- GIVEN PROBLEM
Would you repeat the listing exactly but omit every picture?

- COLLECTED DATA
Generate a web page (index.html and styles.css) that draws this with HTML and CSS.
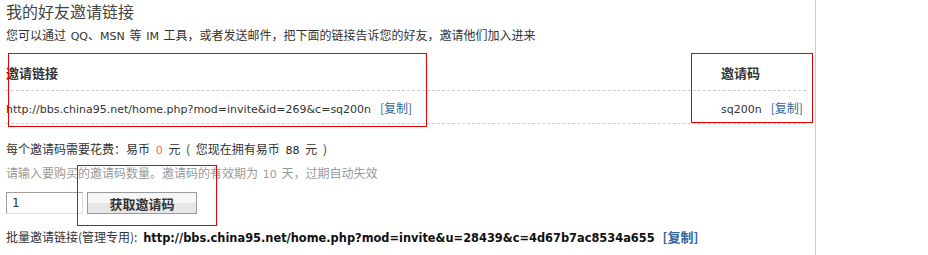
FILE: index.html
```html
<!DOCTYPE html>
<html lang="zh-CN">
<head>
<meta charset="utf-8">
<title>我的好友邀请链接</title>
<link rel="stylesheet" href="styles.css">
</head>
<body>
<div class="main">
  <h3 class="title">我的好友邀请链接</h3>
  <p class="intro">您可以通过 <span class="en">QQ</span>、<span class="en">MSN</span> 等 <span class="en">IM</span> 工具，或者发送邮件，把下面的链接告诉您的好友，邀请他们加入进来</p>

  <div class="invite">
    <div class="row head">
      <div class="col-link">邀请链接</div>
      <div class="col-code">邀请码</div>
    </div>
    <div class="row">
      <div class="col-link"><span class="en">http://bbs.china95.net/home.php?mod=invite&amp;id=269&amp;c=sq200n</span><a class="copy" href="#">[复制]</a></div>
      <div class="col-code"><span class="en">sq200n</span><a class="copy" href="#">[复制]</a></div>
    </div>
  </div>

  <p class="line">每个邀请码需要花费：易币 <span class="en red">0</span> 元 ( 您现在拥有易币 <span class="en dark">88</span> 元 )</p>
  <p class="line tip">请输入要购买的邀请码数量。邀请码的有效期为 <span class="en">10</span> 天，过期自动失效</p>

  <form class="buy" onsubmit="return false">
    <input class="num" type="text" value="1">
    <button class="btn" type="button">获取邀请码</button>
  </form>

  <p class="bulk">批量邀请链接(管理专用): <strong class="bulk-url">http://bbs.china95.net/home.php?mod=invite&amp;u=28439&amp;c=4d67b7ac8534a655</strong><a class="copy strong" href="#">[复制]</a></p>
</div>

<div class="mark mark-link"></div>
<div class="mark mark-code"></div>
<div class="mark mark-btn"></div>
</body>
</html>
```

FILE: styles.css
```css
html, body {
  margin: 0;
  padding: 0;
  background: #fff;
}

body {
  font-family: "DejaVu Sans", "Noto Sans CJK SC", sans-serif;
  font-size: 12px;
  color: #333;
  position: relative;
  height: 255px;
  overflow: hidden;
}

.main {
  width: 816px;
  height: 255px;
  box-sizing: border-box;
  border-right: 1px solid #ccc;
  padding-left: 6px;
}

.en {
  font-family: "DejaVu Sans", sans-serif;
  font-size: 11px;
}

.title {
  margin: 0;
  height: 22px;
  line-height: 22px;
  font-size: 16px;
  font-weight: normal;
  color: #444;
  font-family: "Noto Sans CJK SC", sans-serif;
}

.intro {
  margin: 3px 0 0;
  line-height: 20px;
  font-family: "Noto Sans CJK SC", sans-serif;
  word-spacing: 2px;
}

.intro .en, .line .en {
  font-family: "DejaVu Sans", sans-serif;
}

.invite {
  margin-top: 8px;
  width: 800px;
}

.row {
  display: flex;
  align-items: center;
  height: 32px;
  border-bottom: 1px dashed #ccc;
}

.row.head {
  height: 35px;
  font-weight: bold;
  font-size: 13px;
  color: #333;
  font-family: "Noto Sans CJK SC", sans-serif;
}

.col-link {
  width: 715px;
  flex: none;
}

.col-code {
  width: 85px;
  flex: none;
}

.copy {
  color: #336699;
  text-decoration: none;
  margin-left: 9px;
  font-family: "Noto Sans CJK SC", sans-serif;
}

.line {
  margin: 0;
  line-height: 22px;
  font-family: "Noto Sans CJK SC", sans-serif;
  word-spacing: 3px;
}

.line.tip {
  word-spacing: 2px;
}

.invite + .line {
  margin-top: 14px;
}

.tip {
  color: #999;
}

.red {
  color: #f26c4f;
}

.dark {
  color: #222;
}

.buy {
  margin: 6px 0 0;
  display: flex;
  gap: 4px;
}

.num {
  width: 77px;
  height: 22px;
  box-sizing: border-box;
  border: 1px solid #ddd;
  border-top-color: #a0a0a0;
  border-left-color: #a0a0a0;
  padding: 0 5px;
  font-family: "DejaVu Sans", sans-serif;
  font-size: 12px;
  color: #333;
  margin: 0;
}

.btn {
  width: 110px;
  height: 22px;
  box-sizing: border-box;
  margin: 0;
  padding: 0;
  border: 1px solid #999;
  background: linear-gradient(#f6f6f6 0, #f6f6f6 50%, #e6e6e6 50%, #e6e6e6 100%);
  font-family: "Noto Sans CJK SC", sans-serif;
  font-size: 13px;
  font-weight: bold;
  color: #333;
}

.bulk {
  margin: 13px 0 0;
  line-height: 20px;
  font-family: "Noto Sans CJK SC", sans-serif;
  word-spacing: 3px;
}

.bulk-url {
  font-family: "DejaVu Sans", sans-serif;
  font-size: 11.4px;
  font-weight: bold;
  color: #111;
}

.copy.strong {
  font-weight: bold;
  margin-left: 8px;
  font-size: 13px;
}

.mark {
  position: absolute;
  border: 1px solid #e00;
  box-sizing: border-box;
}

.mark-link {
  left: 8px;
  top: 53px;
  width: 419px;
  height: 74px;
}

.mark-code {
  left: 691px;
  top: 53px;
  width: 122px;
  height: 70px;
}

.mark-btn {
  left: 77px;
  top: 165px;
  width: 140px;
  height: 61px;
}
```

- FINISHED EXERCISE
Generate a web page (index.html and styles.css) that draws this with HTML and CSS.
FILE: index.html
```html
<!DOCTYPE html>
<html lang="zh-CN">
<head>
<meta charset="utf-8">
<title>我的好友邀请链接</title>
<link rel="stylesheet" href="styles.css">
</head>
<body>
<div class="main">
  <h3 class="title">我的好友邀请链接</h3>
  <p class="intro">您可以通过 <span class="en">QQ</span>、<span class="en">MSN</span> 等 <span class="en">IM</span> 工具，或者发送邮件，把下面的链接告诉您的好友，邀请他们加入进来</p>

  <div class="invite">
    <div class="row head">
      <div class="col-link">邀请链接</div>
      <div class="col-code">邀请码</div>
    </div>
    <div class="row">
      <div class="col-link"><span class="en">http://bbs.china95.net/home.php?mod=invite&amp;id=269&amp;c=sq200n</span><a class="copy" href="#">[复制]</a></div>
      <div class="col-code"><span class="en">sq200n</span><a class="copy" href="#">[复制]</a></div>
    </div>
  </div>

  <p class="line">每个邀请码需要花费：易币 <span class="en red">0</span> 元 ( 您现在拥有易币 <span class="en dark">88</span> 元 )</p>
  <p class="line tip">请输入要购买的邀请码数量。邀请码的有效期为 <span class="en">10</span> 天，过期自动失效</p>

  <form class="buy" onsubmit="return false">
    <input class="num" type="text" value="1">
    <button class="btn" type="button">获取邀请码</button>
  </form>

  <p class="bulk">批量邀请链接(管理专用): <strong class="bulk-url">http://bbs.china95.net/home.php?mod=invite&amp;u=28439&amp;c=4d67b7ac8534a655</strong><a class="copy strong" href="#">[复制]</a></p>
</div>

<div class="mark mark-link"></div>
<div class="mark mark-code"></div>
<div class="mark mark-btn"></div>
</body>
</html>
```

FILE: styles.css
```css
html, body {
  margin: 0;
  padding: 0;
  background: #fff;
}

body {
  font-family: "DejaVu Sans", "Noto Sans CJK SC", sans-serif;
  font-size: 12px;
  color: #333;
  position: relative;
  height: 255px;
  overflow: hidden;
}

.main {
  width: 816px;
  height: 255px;
  box-sizing: border-box;
  border-right: 1px solid #ccc;
  padding-left: 6px;
}

.en {
  font-family: "DejaVu Sans", sans-serif;
  font-size: 11px;
}

.title {
  margin: 0;
  height: 22px;
  line-height: 22px;
  font-size: 16px;
  font-weight: normal;
  color: #444;
  font-family: "Noto Sans CJK SC", sans-serif;
}

.intro {
  margin: 3px 0 0;
  line-height: 20px;
  font-family: "Noto Sans CJK SC", sans-serif;
  word-spacing: 2px;
}

.intro .en, .line .en {
  font-family: "DejaVu Sans", sans-serif;
}

.invite {
  margin-top: 8px;
  width: 800px;
}

.row {
  display: flex;
  align-items: center;
  height: 32px;
  border-bottom: 1px dashed #ccc;
}

.row.head {
  height: 35px;
  font-weight: bold;
  font-size: 13px;
  color: #333;
  font-family: "Noto Sans CJK SC", sans-serif;
}

.col-link {
  width: 715px;
  flex: none;
}

.col-code {
  width: 85px;
  flex: none;
}

.copy {
  color: #336699;
  text-decoration: none;
  margin-left: 9px;
  font-family: "Noto Sans CJK SC", sans-serif;
}

.line {
  margin: 0;
  line-height: 22px;
  font-family: "Noto Sans CJK SC", sans-serif;
  word-spacing: 3px;
}

.line.tip {
  word-spacing: 2px;
}

.invite + .line {
  margin-top: 14px;
}

.tip {
  color: #999;
}

.red {
  color: #f26c4f;
}

.dark {
  color: #222;
}

.buy {
  margin: 6px 0 0;
  display: flex;
  gap: 4px;
}

.num {
  width: 77px;
  height: 22px;
  box-sizing: border-box;
  border: 1px solid #ddd;
  border-top-color: #a0a0a0;
  border-left-color: #a0a0a0;
  padding: 0 5px;
  font-family: "DejaVu Sans", sans-serif;
  font-size: 12px;
  color: #333;
  margin: 0;
}

.btn {
  width: 110px;
  height: 22px;
  box-sizing: border-box;
  margin: 0;
  padding: 0;
  border: 1px solid #999;
  background: linear-gradient(#f6f6f6 0, #f6f6f6 50%, #e6e6e6 50%, #e6e6e6 100%);
  font-family: "Noto Sans CJK SC", sans-serif;
  font-size: 13px;
  font-weight: bold;
  color: #333;
}

.bulk {
  margin: 13px 0 0;
  line-height: 20px;
  font-family: "Noto Sans CJK SC", sans-serif;
  word-spacing: 3px;
}

.bulk-url {
  font-family: "DejaVu Sans", sans-serif;
  font-size: 11.4px;
  font-weight: bold;
  color: #111;
}

.copy.strong {
  font-weight: bold;
  margin-left: 8px;
  font-size: 13px;
}

.mark {
  position: absolute;
  border: 1px solid #e00;
  box-sizing: border-box;
}

.mark-link {
  left: 8px;
  top: 53px;
  width: 419px;
  height: 74px;
}

.mark-code {
  left: 691px;
  top: 53px;
  width: 122px;
  height: 70px;
}

.mark-btn {
  left: 77px;
  top: 165px;
  width: 140px;
  height: 61px;
}
```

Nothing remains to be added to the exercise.